== Set task ==
Determine how many lines include the string "components". Output that number only.

"""

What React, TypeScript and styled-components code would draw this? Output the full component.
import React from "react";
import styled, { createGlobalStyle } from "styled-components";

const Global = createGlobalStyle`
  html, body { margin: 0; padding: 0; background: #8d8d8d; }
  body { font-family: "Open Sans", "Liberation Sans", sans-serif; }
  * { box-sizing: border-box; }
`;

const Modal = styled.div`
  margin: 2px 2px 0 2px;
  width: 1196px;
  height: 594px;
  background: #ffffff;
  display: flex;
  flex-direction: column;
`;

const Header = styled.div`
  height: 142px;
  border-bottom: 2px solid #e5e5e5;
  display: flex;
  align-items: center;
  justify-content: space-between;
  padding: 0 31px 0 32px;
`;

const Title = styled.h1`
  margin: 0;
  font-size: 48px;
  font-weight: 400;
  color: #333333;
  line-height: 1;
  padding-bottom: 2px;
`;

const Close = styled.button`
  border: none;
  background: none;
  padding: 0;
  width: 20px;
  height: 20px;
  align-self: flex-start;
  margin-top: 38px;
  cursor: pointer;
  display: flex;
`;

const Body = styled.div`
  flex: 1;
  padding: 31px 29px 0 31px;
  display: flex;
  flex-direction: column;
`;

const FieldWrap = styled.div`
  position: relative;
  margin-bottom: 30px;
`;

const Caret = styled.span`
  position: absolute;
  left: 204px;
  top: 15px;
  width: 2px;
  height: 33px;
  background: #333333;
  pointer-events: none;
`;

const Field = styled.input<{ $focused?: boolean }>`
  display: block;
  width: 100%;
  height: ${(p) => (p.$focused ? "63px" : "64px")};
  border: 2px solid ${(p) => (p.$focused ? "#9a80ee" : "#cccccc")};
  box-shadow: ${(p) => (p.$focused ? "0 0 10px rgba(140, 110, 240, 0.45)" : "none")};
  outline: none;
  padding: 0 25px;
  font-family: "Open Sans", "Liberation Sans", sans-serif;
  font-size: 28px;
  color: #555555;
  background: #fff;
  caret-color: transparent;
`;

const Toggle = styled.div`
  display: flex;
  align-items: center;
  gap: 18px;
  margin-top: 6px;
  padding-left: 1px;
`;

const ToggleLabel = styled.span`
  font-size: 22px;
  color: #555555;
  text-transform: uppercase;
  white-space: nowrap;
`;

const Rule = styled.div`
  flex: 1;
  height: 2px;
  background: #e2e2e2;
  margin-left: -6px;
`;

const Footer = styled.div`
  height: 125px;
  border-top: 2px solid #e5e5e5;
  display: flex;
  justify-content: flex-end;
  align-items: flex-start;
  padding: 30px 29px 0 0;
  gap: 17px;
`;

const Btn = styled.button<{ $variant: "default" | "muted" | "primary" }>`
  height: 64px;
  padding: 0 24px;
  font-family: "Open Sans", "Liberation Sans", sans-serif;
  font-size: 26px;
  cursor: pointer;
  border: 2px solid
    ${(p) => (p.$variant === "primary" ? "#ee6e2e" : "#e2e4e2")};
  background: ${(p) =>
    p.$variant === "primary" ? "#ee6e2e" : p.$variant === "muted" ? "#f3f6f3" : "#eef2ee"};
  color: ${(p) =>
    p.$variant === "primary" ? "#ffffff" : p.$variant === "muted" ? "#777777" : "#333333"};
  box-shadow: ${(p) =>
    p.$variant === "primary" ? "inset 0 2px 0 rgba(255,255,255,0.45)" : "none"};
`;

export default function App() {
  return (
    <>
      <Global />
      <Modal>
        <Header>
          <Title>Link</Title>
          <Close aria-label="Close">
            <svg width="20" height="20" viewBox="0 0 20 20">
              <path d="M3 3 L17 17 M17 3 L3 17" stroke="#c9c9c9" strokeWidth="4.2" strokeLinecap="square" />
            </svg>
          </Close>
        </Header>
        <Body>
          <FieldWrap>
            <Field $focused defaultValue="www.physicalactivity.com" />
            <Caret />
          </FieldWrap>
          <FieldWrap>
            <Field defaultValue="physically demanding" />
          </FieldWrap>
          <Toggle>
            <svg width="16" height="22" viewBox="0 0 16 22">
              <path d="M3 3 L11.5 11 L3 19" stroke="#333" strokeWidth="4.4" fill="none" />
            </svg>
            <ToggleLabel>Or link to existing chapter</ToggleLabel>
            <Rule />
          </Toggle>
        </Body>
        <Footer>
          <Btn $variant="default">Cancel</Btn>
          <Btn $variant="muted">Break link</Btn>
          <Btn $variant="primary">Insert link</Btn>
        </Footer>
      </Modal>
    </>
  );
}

"""

== Written response ==
2